The system must respond fast — typically P99 < 200ms for user-facing systems.

Forces:
  Caching (Redis, Memcached)    → serve from memory, skip DB entirely
  CDN                           → serve static content from edge, close to user
  Read replicas                 → spread read load, read from nearest replica
  Async processing              → don't make user wait for non-critical work
                                   return response, process in background
  Denormalization               → precompute joins, avoid expensive queries at read time

Trade-off:

Cache = fast but potentially stale → eventual consistency
Read replicas = fast but replica lag → stale reads possible
Async = responsive but user doesn't get confirmation immediately

What to say:

"The latency NFR forces me towards caching and read replicas. I'm accepting eventual consistency as the trade-off — for a social feed, slightly stale data is fine."


Throughput / Scalability#

The system must handle massive load — millions of requests per second, hundreds of millions of users.

Forces:
  Horizontal scaling            → more app servers, stateless services
  Database sharding             → split data across multiple DB nodes by key
  Partitioning                  → user_id, region — each partition handles a subset
  Read replicas                 → offload reads from primary
  Message queues (Kafka)        → absorb write spikes, process at DB's own pace
  Batching                      → group small writes into larger ones
  Caching                       → reduce DB hits entirely

Trade-off:

Sharding = cross-shard queries are expensive, joins across partitions painful
Queues = writes are async, user doesn't get immediate confirmation
More replicas = more cost

What to say:

"At 500M users the DB is the bottleneck. I'd shard by user_id and put Kafka in front of writes to absorb spikes. Cross-shard queries become expensive — I'd denormalize to avoid them."


Durability#

Data must survive crashes, power loss, disk failure, and data center outages.

Forces:
  WAL (Write-Ahead Log)         → write to log before anything else
                                   crash mid-write? replay the log on recovery
  Replication factor 3+         → one copy isn't enough, three is minimum
  Synchronous replication       → RPO = 0, no data loss on failover
  Cross-region backup           → data center gone? another region has it
  Regular backups               → full + incremental, point-in-time recovery

Trade-off:

Synchronous replication = higher write latency
Cross-region replication = higher cost + network latency
More replicas = more storage cost

What to say:

"Durability is non-negotiable here. I'd use WAL for crash safety, replication factor 3 across availability zones, and async cross-region backups for disaster recovery."


Security#

Data must be protected from unauthorized access, interception, and abuse.

Forces:
  Authentication                → JWT / OAuth2 — verify identity on every request
  Authorization                 → RBAC — verify permissions after identity confirmed
  Encryption in transit         → TLS/HTTPS — data can't be read if intercepted
  Encryption at rest            → AES-256 — DB compromised? data is unreadable
  Rate limiting                 → prevent abuse, brute force at API gateway level
  Input validation              → SQL injection, XSS — validate at system boundaries

Trade-off:

Encryption = slight CPU overhead on every request
Rate limiting = legitimate users may get throttled under high load

What to say:

"Since this handles sensitive data I'd enforce TLS in transit, encryption at rest, JWT-based auth, and rate limiting on all public endpoints."

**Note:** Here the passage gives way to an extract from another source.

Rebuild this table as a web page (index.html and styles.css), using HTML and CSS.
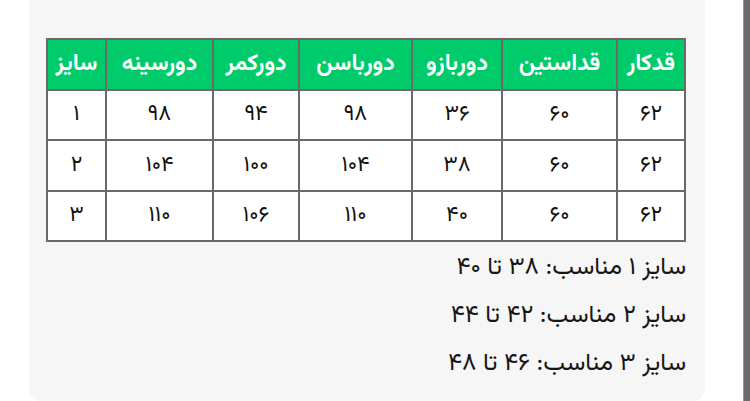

The NFR → Decision → Trade-off Pattern#

This three-step move is what separates strong hire answers from average ones.

Step 1: State the NFR
  "The NFR here is low latency — feed must load under 200ms"

Step 2: State what it forces
  "That forces me towards caching and read replicas"

Step 3: State the trade-off
  "I'm accepting eventual consistency — for a feed, slightly stale data is fine"

Never just say "I'll use Redis." Say why, and say what you're giving up.